== DATA EXCERPT ==
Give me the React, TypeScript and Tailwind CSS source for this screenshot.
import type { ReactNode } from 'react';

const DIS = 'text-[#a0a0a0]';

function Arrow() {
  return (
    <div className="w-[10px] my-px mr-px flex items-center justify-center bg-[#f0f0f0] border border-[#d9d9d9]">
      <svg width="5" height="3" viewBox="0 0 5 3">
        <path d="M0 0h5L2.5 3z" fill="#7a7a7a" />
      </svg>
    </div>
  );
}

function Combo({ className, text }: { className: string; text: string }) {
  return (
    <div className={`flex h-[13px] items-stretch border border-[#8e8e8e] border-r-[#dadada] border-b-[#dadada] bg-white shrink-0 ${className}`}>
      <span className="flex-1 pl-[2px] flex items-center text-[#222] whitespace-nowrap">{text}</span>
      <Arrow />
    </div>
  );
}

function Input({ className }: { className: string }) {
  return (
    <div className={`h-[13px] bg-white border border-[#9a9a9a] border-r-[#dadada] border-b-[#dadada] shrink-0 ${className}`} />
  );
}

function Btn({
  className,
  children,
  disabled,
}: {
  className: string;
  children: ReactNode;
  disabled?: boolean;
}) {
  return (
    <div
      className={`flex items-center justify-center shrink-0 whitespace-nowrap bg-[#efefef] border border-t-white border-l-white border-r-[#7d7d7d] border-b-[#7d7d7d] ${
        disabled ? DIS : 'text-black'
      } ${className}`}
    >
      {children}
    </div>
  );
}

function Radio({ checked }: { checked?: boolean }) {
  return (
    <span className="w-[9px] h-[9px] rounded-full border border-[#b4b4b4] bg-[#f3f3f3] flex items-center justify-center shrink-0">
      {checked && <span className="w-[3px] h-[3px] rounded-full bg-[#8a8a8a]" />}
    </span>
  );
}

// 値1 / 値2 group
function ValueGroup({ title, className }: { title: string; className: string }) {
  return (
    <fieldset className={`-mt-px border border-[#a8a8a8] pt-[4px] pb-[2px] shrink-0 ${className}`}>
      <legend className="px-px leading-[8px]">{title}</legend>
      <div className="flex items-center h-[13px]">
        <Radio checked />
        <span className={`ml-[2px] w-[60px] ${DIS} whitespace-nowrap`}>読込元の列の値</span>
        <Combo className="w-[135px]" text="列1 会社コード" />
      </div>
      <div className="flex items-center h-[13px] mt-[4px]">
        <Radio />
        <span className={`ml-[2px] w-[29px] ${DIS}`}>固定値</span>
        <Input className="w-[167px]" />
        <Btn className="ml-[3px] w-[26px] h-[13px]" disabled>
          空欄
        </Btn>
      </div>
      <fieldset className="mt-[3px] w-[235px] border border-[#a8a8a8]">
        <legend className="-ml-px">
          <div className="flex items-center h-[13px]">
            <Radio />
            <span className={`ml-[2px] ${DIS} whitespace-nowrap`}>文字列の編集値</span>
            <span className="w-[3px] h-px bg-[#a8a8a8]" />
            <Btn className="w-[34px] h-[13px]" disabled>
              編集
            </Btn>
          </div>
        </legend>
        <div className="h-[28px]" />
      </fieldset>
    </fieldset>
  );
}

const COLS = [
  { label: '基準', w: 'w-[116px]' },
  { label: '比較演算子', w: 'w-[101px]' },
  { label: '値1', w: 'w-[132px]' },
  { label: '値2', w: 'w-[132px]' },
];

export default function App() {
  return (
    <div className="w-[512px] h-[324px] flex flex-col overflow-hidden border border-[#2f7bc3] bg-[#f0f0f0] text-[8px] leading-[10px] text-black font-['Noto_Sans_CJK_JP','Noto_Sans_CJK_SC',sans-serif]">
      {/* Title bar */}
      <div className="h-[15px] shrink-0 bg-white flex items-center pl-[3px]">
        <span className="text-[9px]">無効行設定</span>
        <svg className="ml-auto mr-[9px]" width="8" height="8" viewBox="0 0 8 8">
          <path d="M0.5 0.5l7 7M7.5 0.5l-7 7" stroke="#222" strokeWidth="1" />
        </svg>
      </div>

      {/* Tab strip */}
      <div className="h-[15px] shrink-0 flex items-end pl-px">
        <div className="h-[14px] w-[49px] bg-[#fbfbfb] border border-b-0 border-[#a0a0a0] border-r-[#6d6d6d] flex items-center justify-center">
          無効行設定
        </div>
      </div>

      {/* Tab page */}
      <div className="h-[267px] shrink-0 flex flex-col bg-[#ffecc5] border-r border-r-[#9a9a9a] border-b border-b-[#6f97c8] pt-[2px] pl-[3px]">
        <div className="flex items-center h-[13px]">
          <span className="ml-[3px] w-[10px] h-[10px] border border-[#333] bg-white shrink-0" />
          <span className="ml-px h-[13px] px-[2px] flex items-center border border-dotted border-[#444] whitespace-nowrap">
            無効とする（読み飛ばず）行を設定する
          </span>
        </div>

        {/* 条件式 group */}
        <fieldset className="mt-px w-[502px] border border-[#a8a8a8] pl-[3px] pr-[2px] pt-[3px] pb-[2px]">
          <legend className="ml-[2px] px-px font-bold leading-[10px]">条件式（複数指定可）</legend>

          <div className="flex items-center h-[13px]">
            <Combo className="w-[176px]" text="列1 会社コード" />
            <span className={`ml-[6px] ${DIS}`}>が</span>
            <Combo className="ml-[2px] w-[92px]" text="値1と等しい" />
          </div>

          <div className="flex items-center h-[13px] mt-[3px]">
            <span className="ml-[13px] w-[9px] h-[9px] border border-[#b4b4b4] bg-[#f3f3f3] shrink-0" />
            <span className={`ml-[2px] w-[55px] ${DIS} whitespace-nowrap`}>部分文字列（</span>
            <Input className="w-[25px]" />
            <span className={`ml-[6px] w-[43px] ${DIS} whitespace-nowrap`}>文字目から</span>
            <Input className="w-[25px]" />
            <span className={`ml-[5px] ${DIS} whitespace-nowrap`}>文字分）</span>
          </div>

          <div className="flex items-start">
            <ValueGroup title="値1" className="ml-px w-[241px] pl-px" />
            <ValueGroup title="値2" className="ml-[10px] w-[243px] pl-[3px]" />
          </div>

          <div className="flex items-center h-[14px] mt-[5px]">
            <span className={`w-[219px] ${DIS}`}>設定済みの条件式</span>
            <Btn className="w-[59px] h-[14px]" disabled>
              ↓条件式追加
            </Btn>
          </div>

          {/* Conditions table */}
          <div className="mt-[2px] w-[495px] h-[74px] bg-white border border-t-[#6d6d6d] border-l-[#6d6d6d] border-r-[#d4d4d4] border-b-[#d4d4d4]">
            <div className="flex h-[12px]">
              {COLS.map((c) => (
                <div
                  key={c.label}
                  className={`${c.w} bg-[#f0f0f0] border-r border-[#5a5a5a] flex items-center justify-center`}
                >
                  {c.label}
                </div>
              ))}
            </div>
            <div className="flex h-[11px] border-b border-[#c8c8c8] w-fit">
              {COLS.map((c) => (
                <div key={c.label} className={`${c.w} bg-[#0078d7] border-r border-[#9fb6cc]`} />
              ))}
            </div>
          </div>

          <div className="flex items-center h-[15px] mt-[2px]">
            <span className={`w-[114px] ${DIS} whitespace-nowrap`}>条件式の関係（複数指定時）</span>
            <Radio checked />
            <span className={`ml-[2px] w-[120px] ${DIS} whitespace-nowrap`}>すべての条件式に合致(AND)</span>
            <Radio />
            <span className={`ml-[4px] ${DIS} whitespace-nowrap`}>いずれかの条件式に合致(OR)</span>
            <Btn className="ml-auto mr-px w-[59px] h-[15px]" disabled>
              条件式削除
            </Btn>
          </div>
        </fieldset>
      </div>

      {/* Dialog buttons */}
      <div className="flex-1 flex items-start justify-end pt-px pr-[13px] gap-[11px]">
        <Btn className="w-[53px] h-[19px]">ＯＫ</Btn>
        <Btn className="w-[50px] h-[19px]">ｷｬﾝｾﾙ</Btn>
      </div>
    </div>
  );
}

== TASK DESCRIPTION ==
Repeat the material in full, exactly as it stands.

== ANSWER FOR THIS EXERCISE ==
Give me the React, TypeScript and Tailwind CSS source for this screenshot.
import type { ReactNode } from 'react';

const DIS = 'text-[#a0a0a0]';

function Arrow() {
  return (
    <div className="w-[10px] my-px mr-px flex items-center justify-center bg-[#f0f0f0] border border-[#d9d9d9]">
      <svg width="5" height="3" viewBox="0 0 5 3">
        <path d="M0 0h5L2.5 3z" fill="#7a7a7a" />
      </svg>
    </div>
  );
}

function Combo({ className, text }: { className: string; text: string }) {
  return (
    <div className={`flex h-[13px] items-stretch border border-[#8e8e8e] border-r-[#dadada] border-b-[#dadada] bg-white shrink-0 ${className}`}>
      <span className="flex-1 pl-[2px] flex items-center text-[#222] whitespace-nowrap">{text}</span>
      <Arrow />
    </div>
  );
}

function Input({ className }: { className: string }) {
  return (
    <div className={`h-[13px] bg-white border border-[#9a9a9a] border-r-[#dadada] border-b-[#dadada] shrink-0 ${className}`} />
  );
}

function Btn({
  className,
  children,
  disabled,
}: {
  className: string;
  children: ReactNode;
  disabled?: boolean;
}) {
  return (
    <div
      className={`flex items-center justify-center shrink-0 whitespace-nowrap bg-[#efefef] border border-t-white border-l-white border-r-[#7d7d7d] border-b-[#7d7d7d] ${
        disabled ? DIS : 'text-black'
      } ${className}`}
    >
      {children}
    </div>
  );
}

function Radio({ checked }: { checked?: boolean }) {
  return (
    <span className="w-[9px] h-[9px] rounded-full border border-[#b4b4b4] bg-[#f3f3f3] flex items-center justify-center shrink-0">
      {checked && <span className="w-[3px] h-[3px] rounded-full bg-[#8a8a8a]" />}
    </span>
  );
}

// 値1 / 値2 group
function ValueGroup({ title, className }: { title: string; className: string }) {
  return (
    <fieldset className={`-mt-px border border-[#a8a8a8] pt-[4px] pb-[2px] shrink-0 ${className}`}>
      <legend className="px-px leading-[8px]">{title}</legend>
      <div className="flex items-center h-[13px]">
        <Radio checked />
        <span className={`ml-[2px] w-[60px] ${DIS} whitespace-nowrap`}>読込元の列の値</span>
        <Combo className="w-[135px]" text="列1 会社コード" />
      </div>
      <div className="flex items-center h-[13px] mt-[4px]">
        <Radio />
        <span className={`ml-[2px] w-[29px] ${DIS}`}>固定値</span>
        <Input className="w-[167px]" />
        <Btn className="ml-[3px] w-[26px] h-[13px]" disabled>
          空欄
        </Btn>
      </div>
      <fieldset className="mt-[3px] w-[235px] border border-[#a8a8a8]">
        <legend className="-ml-px">
          <div className="flex items-center h-[13px]">
            <Radio />
            <span className={`ml-[2px] ${DIS} whitespace-nowrap`}>文字列の編集値</span>
            <span className="w-[3px] h-px bg-[#a8a8a8]" />
            <Btn className="w-[34px] h-[13px]" disabled>
              編集
            </Btn>
          </div>
        </legend>
        <div className="h-[28px]" />
      </fieldset>
    </fieldset>
  );
}

const COLS = [
  { label: '基準', w: 'w-[116px]' },
  { label: '比較演算子', w: 'w-[101px]' },
  { label: '値1', w: 'w-[132px]' },
  { label: '値2', w: 'w-[132px]' },
];

export default function App() {
  return (
    <div className="w-[512px] h-[324px] flex flex-col overflow-hidden border border-[#2f7bc3] bg-[#f0f0f0] text-[8px] leading-[10px] text-black font-['Noto_Sans_CJK_JP','Noto_Sans_CJK_SC',sans-serif]">
      {/* Title bar */}
      <div className="h-[15px] shrink-0 bg-white flex items-center pl-[3px]">
        <span className="text-[9px]">無効行設定</span>
        <svg className="ml-auto mr-[9px]" width="8" height="8" viewBox="0 0 8 8">
          <path d="M0.5 0.5l7 7M7.5 0.5l-7 7" stroke="#222" strokeWidth="1" />
        </svg>
      </div>

      {/* Tab strip */}
      <div className="h-[15px] shrink-0 flex items-end pl-px">
        <div className="h-[14px] w-[49px] bg-[#fbfbfb] border border-b-0 border-[#a0a0a0] border-r-[#6d6d6d] flex items-center justify-center">
          無効行設定
        </div>
      </div>

      {/* Tab page */}
      <div className="h-[267px] shrink-0 flex flex-col bg-[#ffecc5] border-r border-r-[#9a9a9a] border-b border-b-[#6f97c8] pt-[2px] pl-[3px]">
        <div className="flex items-center h-[13px]">
          <span className="ml-[3px] w-[10px] h-[10px] border border-[#333] bg-white shrink-0" />
          <span className="ml-px h-[13px] px-[2px] flex items-center border border-dotted border-[#444] whitespace-nowrap">
            無効とする（読み飛ばず）行を設定する
          </span>
        </div>

        {/* 条件式 group */}
        <fieldset className="mt-px w-[502px] border border-[#a8a8a8] pl-[3px] pr-[2px] pt-[3px] pb-[2px]">
          <legend className="ml-[2px] px-px font-bold leading-[10px]">条件式（複数指定可）</legend>

          <div className="flex items-center h-[13px]">
            <Combo className="w-[176px]" text="列1 会社コード" />
            <span className={`ml-[6px] ${DIS}`}>が</span>
            <Combo className="ml-[2px] w-[92px]" text="値1と等しい" />
          </div>

          <div className="flex items-center h-[13px] mt-[3px]">
            <span className="ml-[13px] w-[9px] h-[9px] border border-[#b4b4b4] bg-[#f3f3f3] shrink-0" />
            <span className={`ml-[2px] w-[55px] ${DIS} whitespace-nowrap`}>部分文字列（</span>
            <Input className="w-[25px]" />
            <span className={`ml-[6px] w-[43px] ${DIS} whitespace-nowrap`}>文字目から</span>
            <Input className="w-[25px]" />
            <span className={`ml-[5px] ${DIS} whitespace-nowrap`}>文字分）</span>
          </div>

          <div className="flex items-start">
            <ValueGroup title="値1" className="ml-px w-[241px] pl-px" />
            <ValueGroup title="値2" className="ml-[10px] w-[243px] pl-[3px]" />
          </div>

          <div className="flex items-center h-[14px] mt-[5px]">
            <span className={`w-[219px] ${DIS}`}>設定済みの条件式</span>
            <Btn className="w-[59px] h-[14px]" disabled>
              ↓条件式追加
            </Btn>
          </div>

          {/* Conditions table */}
          <div className="mt-[2px] w-[495px] h-[74px] bg-white border border-t-[#6d6d6d] border-l-[#6d6d6d] border-r-[#d4d4d4] border-b-[#d4d4d4]">
            <div className="flex h-[12px]">
              {COLS.map((c) => (
                <div
                  key={c.label}
                  className={`${c.w} bg-[#f0f0f0] border-r border-[#5a5a5a] flex items-center justify-center`}
                >
                  {c.label}
                </div>
              ))}
            </div>
            <div className="flex h-[11px] border-b border-[#c8c8c8] w-fit">
              {COLS.map((c) => (
                <div key={c.label} className={`${c.w} bg-[#0078d7] border-r border-[#9fb6cc]`} />
              ))}
            </div>
          </div>

          <div className="flex items-center h-[15px] mt-[2px]">
            <span className={`w-[114px] ${DIS} whitespace-nowrap`}>条件式の関係（複数指定時）</span>
            <Radio checked />
            <span className={`ml-[2px] w-[120px] ${DIS} whitespace-nowrap`}>すべての条件式に合致(AND)</span>
            <Radio />
            <span className={`ml-[4px] ${DIS} whitespace-nowrap`}>いずれかの条件式に合致(OR)</span>
            <Btn className="ml-auto mr-px w-[59px] h-[15px]" disabled>
              条件式削除
            </Btn>
          </div>
        </fieldset>
      </div>

      {/* Dialog buttons */}
      <div className="flex-1 flex items-start justify-end pt-px pr-[13px] gap-[11px]">
        <Btn className="w-[53px] h-[19px]">ＯＫ</Btn>
        <Btn className="w-[50px] h-[19px]">ｷｬﾝｾﾙ</Btn>
      </div>
    </div>
  );
}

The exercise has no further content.